Are the Times and the Post trying to have it both ways and failing? I think so. I understand how on one level, they’ve tried to establish Anonymous’ standing as an authority without naming him because the CIA didn’t want him named. But they can only do that by detailing Anonymous’ professional experience. By the time they’ve drawn a portrait in connectable dots, they might as well have named him!

To the best of my knowledge, “Mike” first appears on the journalistic scene in Steve Coll’s February book, Ghost Wars. Coll identifies him as “Mike, Chief, Bin Laden Unit, Counterterrorist Center, 1997-1999.” Coll, managing editor of the Washington Post, says he didn’t name Scheuer in full because he believed—incorrectly—that “Mike” was a case officer in the clandestine service.

If I had known that he was an analyst, I still might have weighed whether to withhold his last name because of his role directly supervising spy recruitment and paramilitary operations in Pakistan and Afghanistan, because I would have worried that naming him without a full discussion might have accidentally gotten someone killed overseas,” Coll writes via e-mail. Coll consulted with the CIA about naming names while writing the book and voluntarily withheld the last names of some operators. But he named those who gave him permission and those whose names had already been published in full. He adds that “Mike” did not wave him off from publishing his name in Ghost Wars. “The CIA never said anything to me about whether or not to name Mike specifically in the book,” he writes.

So, why are the Times and Post keeping mum on Scheuer, especially now? Coll says the Post hasn’t made a decision not to name Anonymous. “The question hasn’t come up,” he says, adding that Anonymous’ identity “wasn’t ripe” when the first stories were published about Imperial Hubris. “Now that his opinions are resonating in the body politic,” Coll says, it seems fair to ask questions about Anonymous’ identity.

Vest speculates in an interview that big news organizations tend to self-censor so their beat reporters can remain on good terms with the agency. Why needlessly antagonize Langley by naming Anonymous when they blocked him from using his name on his book? The press has another excuse because the agency hasn’t been completely truthful about the reasons for Anonymous’ anonymity in talking to reporters. Another explanation for withholding Scheuer’s name: Reporters may be overreacting to the Valerie Plame affair.

The bizarre press coverage aside, why did the CIA allow Scheuer to publish Imperial Hubris—but require his easily punctured “anonymity”?

Current and former CIA employees who write for publication (books, articles, novels, letters to the editor) must submit to the agency for pre-publication approval anything that might touch on agency business. (Diet and gardening books and the like are exempt.) John Hollister Hedley, who chaired the CIA’s Publications Review Board for three years in the late ‘90s, writes in the CIA’s Studies in Intelligence that tougher restrictions apply to current CIA employees than former ones.
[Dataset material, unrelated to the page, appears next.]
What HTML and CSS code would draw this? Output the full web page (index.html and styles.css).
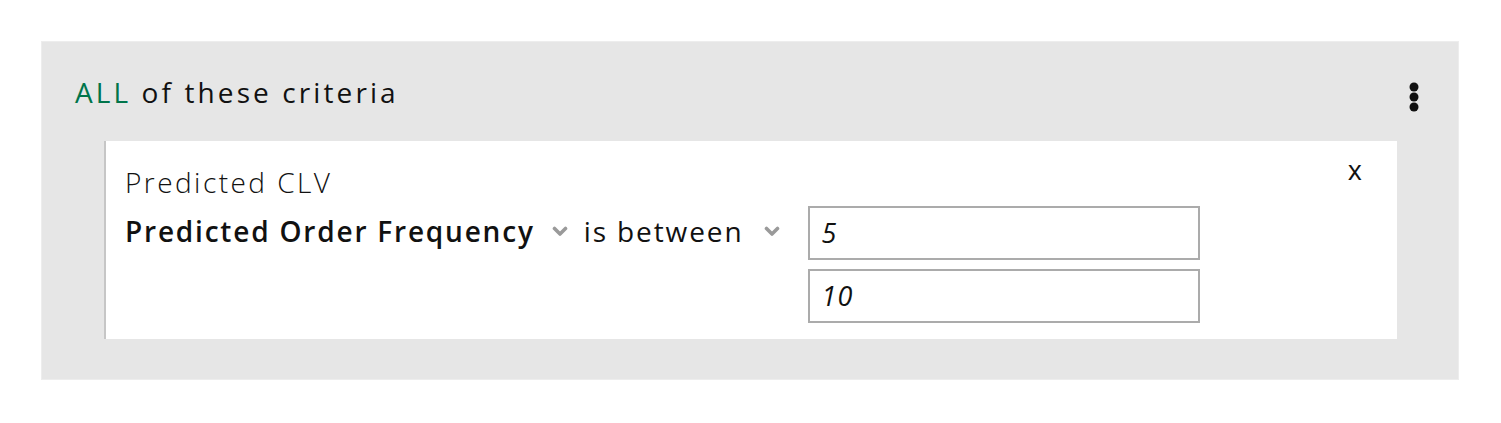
FILE: index.html
```html
<!DOCTYPE html>
<html lang="en">
<head>
<meta charset="utf-8">
<title>Criteria</title>
<link rel="stylesheet" href="styles.css">
</head>
<body>
<section class="group">
  <header class="group-head">
    <h2 class="group-title"><span class="match">ALL</span> of these criteria</h2>
    <button class="kebab" aria-label="More options">
      <svg width="10" height="30" viewBox="0 0 10 30"><circle cx="5" cy="5" r="4.5"/><circle cx="5" cy="15" r="4.5"/><circle cx="5" cy="25" r="4.5"/></svg>
    </button>
  </header>
  <div class="card">
    <div class="card-top">
      <div class="category">Predicted CLV</div>
      <button class="close" aria-label="Remove">x</button>
    </div>
    <div class="rule">
      <div class="select field">Predicted Order Frequency
        <svg class="chev" width="16" height="11" viewBox="0 0 16 11"><polyline points="2.5,2.5 8,8 13.5,2.5"/></svg>
      </div>
      <div class="select op">is between
        <svg class="chev" width="16" height="11" viewBox="0 0 16 11"><polyline points="2.5,2.5 8,8 13.5,2.5"/></svg>
      </div>
      <div class="values">
        <div class="value">5</div>
        <div class="value">10</div>
      </div>
    </div>
  </div>
</section>
</body>
</html>
```

FILE: styles.css
```css
* { box-sizing: border-box; }
body {
  margin: 0;
  background: #fff;
  font-family: "Open Sans", "Liberation Sans", sans-serif;
  color: #111;
}
.group {
  margin: 41px 0 0 41px;
  width: 1418px;
  background: #e6e6e6;
  border: 1px solid #ededed;
  padding: 0 39px 40px 33px;
}
.group-head {
  height: 99px;
  padding-top: 33px;
  display: flex;
  justify-content: space-between;
  align-items: flex-start;
}
.group-title {
  margin: 0;
  font-size: 28px;
  line-height: 34px;
  font-weight: 400;
  letter-spacing: 3.1px;
}
.match { color: #00744a; }
.kebab {
  border: 0;
  background: none;
  padding: 0;
  margin-top: 7px;
  display: block;
  fill: #111;
}
.kebab svg { display: block; }
.card {
  margin: 0 22px 0 29px;
  background: #fff;
  border-left: 2px solid #c6c6c6;
  padding: 24px 19px 16px 19px;
}
.card-top {
  display: flex;
  justify-content: space-between;
  align-items: flex-start;
}
.category {
  font-size: 28px;
  line-height: 34px;
  font-weight: 300;
  letter-spacing: 2.45px;
}
.close {
  border: 0;
  background: none;
  padding: 0;
  margin: -12px 16px 0 0;
  font-family: inherit;
  font-size: 27px;
  line-height: 34px;
  color: #111;
}
.rule {
  display: flex;
  align-items: flex-start;
  margin-top: 7px;
}
.select {
  display: flex;
  align-items: center;
  padding-top: 8px;
  font-size: 28px;
  line-height: 34px;
}
.field { font-weight: 600; letter-spacing: 1.8px; }
.op { margin-left: 16px; font-weight: 400; letter-spacing: 1.9px; }
.chev {
  display: block;
  margin-left: 17px;
  fill: none;
  stroke: #9a9a9a;
  stroke-width: 3.6;
  stroke-linecap: round;
  stroke-linejoin: round;
}
.op .chev { margin-left: 20px; }
.values {
  margin-left: 28px;
  display: flex;
  flex-direction: column;
  gap: 9px;
}
.value {
  width: 392px;
  height: 54px;
  border: 2px solid #ababab;
  padding-left: 12px;
  font-size: 27px;
  line-height: 50px;
  font-style: italic;
  letter-spacing: 1px;
  color: #111;
}
```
The PRB will block former employees from disclosing classified information that might damage national security, but as a matter of policy it doesn’t throttle opinions that may cause the agency discomfort or embarrassment. A tougher three-part test exists for current employees. The agency can “deny permission to publish statements or opinions that could impair the author’s performance of duties, interfere with the authorized functions of the Agency, or have an adverse impact on US foreign relations,” Hedley writes.

Surely Scheuer’s forceful opinions in Imperial Hubris trigger one or two of these three trip-wires, especially given the ease with Vest uncovered his CIA identity.

Hedley notes in an e-mail interview that several CIA employees, himself included, have written books under their own names while serving in the agency. While he considers the anonymous credit forced onto Imperial Hubris “unusual,” he rejects the theory advanced by some that the “CIA wanted to make public a message the Agency had been unable to convey effectively in private.”

Hedley continues, “I cannot convincingly answer the question of why the reviewing official would have thought that using ‘anonymous’ was a good way to protect the author’s safety. … It is reasonable to think, in an age of terrorism, that it is not a good idea to identify by name someone who works in the Counterterrorism Center. Perhaps the reviewing official simply did not think (naively, as it turned out) that determined journalists would come up with the identity on their own and publish it anyway.”

If the CIA hasn’t come to regret the publication of Imperial Hubris, it’s already demonstrated that it’s unhappy with what Anonymous is saying to the press. Back in late June when Imperial Hubris was just coming out, an unnamed CIA official sighed to the Post, “We would prefer officers keep their personal views personal, but we are not in [a] position to prevent him from expressing his personal views in writing done on his own time.”

By Aug. 7, the agency changed its tune after the author gave multiple opinionated interviews to newspapers, magazines, and TV programs, ordering him to secure permission to do interviews in advance and to outline for the agency what he would discuss. “It is inappropriate for CIA personnel to comment on current events unless specifically sanctioned to do so,” an unnamed CIA official told UPI, adding that Anonymous can discuss his book but not questions about intelligence reform. The speech restrictions bring Anonymous into line with other active employees, the agency told the Times.

Now that the opinionated Scheuer is firmly bound and gagged, shall we look forward to the inevitable Times and Post profiles with excitement or dread?